Through its long-lived social partnership model, Ireland has been developing its own flexicurity problem-solving pathway – although it has not been explicitly labelled as such. A number of flexicurity ‘big themes’ may be put on the table in any new round of social partnership talks in spring 2008, including equal treatment for agency workers; greater progress on upskilling and life-long learning, particularly for the low-skilled; and progressing policies for a ‘Developmental Welfare State’. The balance between flexicurity and security in the employment relationship will always be a ‘contested terrain’, and unions and employers negotiate trade-offs.

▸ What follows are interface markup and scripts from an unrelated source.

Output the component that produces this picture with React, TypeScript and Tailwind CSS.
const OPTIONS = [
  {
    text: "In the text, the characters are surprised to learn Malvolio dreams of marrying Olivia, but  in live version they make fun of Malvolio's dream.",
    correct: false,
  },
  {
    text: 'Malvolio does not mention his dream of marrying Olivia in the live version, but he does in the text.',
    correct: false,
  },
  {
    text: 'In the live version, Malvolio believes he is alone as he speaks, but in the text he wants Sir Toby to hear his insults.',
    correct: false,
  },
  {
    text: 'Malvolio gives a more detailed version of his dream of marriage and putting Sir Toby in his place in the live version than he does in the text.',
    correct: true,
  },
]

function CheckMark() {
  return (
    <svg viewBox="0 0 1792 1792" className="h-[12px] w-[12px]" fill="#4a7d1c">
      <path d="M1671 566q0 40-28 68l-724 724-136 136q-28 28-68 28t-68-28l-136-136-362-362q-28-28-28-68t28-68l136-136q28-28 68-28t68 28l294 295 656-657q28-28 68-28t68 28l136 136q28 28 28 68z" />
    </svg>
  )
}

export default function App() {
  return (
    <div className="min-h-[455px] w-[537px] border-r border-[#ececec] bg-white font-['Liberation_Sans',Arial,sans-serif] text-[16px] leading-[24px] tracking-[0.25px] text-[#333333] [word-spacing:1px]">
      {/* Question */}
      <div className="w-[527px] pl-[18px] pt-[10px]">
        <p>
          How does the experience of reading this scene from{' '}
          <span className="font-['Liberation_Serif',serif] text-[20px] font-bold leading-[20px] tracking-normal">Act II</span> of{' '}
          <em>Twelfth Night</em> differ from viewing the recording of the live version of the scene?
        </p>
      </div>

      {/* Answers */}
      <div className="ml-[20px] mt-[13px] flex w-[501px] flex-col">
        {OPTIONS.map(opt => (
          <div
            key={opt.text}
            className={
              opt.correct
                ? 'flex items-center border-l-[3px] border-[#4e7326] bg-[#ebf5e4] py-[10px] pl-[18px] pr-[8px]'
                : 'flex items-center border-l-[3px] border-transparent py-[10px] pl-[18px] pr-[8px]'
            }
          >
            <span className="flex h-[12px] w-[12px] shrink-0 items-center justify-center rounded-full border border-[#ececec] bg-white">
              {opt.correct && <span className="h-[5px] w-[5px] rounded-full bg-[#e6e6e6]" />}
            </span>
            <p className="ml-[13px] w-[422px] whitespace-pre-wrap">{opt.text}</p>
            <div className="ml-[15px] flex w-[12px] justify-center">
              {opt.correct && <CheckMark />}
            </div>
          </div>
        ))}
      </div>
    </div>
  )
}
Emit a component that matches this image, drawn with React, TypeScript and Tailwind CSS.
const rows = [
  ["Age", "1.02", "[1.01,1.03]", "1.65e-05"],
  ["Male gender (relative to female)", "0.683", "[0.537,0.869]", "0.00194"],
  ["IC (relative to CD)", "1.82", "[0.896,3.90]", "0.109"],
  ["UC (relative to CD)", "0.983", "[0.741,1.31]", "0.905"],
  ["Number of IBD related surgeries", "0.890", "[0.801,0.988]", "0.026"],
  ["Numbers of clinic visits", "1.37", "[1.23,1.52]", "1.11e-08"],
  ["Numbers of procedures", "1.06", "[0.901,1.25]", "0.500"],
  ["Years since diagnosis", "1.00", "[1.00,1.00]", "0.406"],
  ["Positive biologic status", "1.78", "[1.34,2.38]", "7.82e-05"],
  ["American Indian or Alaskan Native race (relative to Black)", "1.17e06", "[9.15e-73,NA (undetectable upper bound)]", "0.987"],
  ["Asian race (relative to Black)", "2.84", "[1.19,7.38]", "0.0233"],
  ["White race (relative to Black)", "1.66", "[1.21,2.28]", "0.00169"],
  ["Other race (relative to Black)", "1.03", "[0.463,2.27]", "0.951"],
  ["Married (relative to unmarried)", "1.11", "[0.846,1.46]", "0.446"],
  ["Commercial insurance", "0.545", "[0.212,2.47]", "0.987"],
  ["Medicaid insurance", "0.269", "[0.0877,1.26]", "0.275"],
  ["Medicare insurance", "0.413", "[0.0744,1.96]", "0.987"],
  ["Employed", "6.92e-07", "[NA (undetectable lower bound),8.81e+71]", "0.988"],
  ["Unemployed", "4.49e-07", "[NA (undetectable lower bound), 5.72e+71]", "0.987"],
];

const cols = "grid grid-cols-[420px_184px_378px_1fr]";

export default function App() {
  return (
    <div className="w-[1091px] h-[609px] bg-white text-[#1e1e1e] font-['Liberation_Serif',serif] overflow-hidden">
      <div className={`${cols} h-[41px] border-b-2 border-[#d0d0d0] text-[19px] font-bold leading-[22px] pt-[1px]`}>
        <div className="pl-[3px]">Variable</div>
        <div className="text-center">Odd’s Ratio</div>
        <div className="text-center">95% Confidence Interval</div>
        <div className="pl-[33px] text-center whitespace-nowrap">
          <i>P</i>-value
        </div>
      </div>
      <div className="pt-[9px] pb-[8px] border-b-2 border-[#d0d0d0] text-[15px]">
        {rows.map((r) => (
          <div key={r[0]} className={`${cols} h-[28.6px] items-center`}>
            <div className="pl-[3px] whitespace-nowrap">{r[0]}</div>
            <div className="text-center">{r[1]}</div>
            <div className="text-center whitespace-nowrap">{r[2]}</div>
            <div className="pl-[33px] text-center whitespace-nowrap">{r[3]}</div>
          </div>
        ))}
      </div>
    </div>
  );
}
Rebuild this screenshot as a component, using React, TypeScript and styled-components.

As things stand, while Ireland has two sides of the flexicurity triangle more or less in place (a flexible labour market and active labour market policies), the same cannot be said for the missing third side of the triangle: a highly developed welfare state. Ireland’s National Economic and Social Council has outlined a vision of the ‘Developmental Welfare State’ (DWS), but the challenges of practical implementation are formidable. A welfare state and public service model providing universal securities and income protections requires huge investment, and it is debatable whether this is feasible under Ireland’s low tax regime. Furthermore, the Irish economy has been slowing down, which begs the question of whether flexicurity, and the ambitious policy vision of a radically revamped DWS, will be jettisoned in the event of a prolonged economic downturn.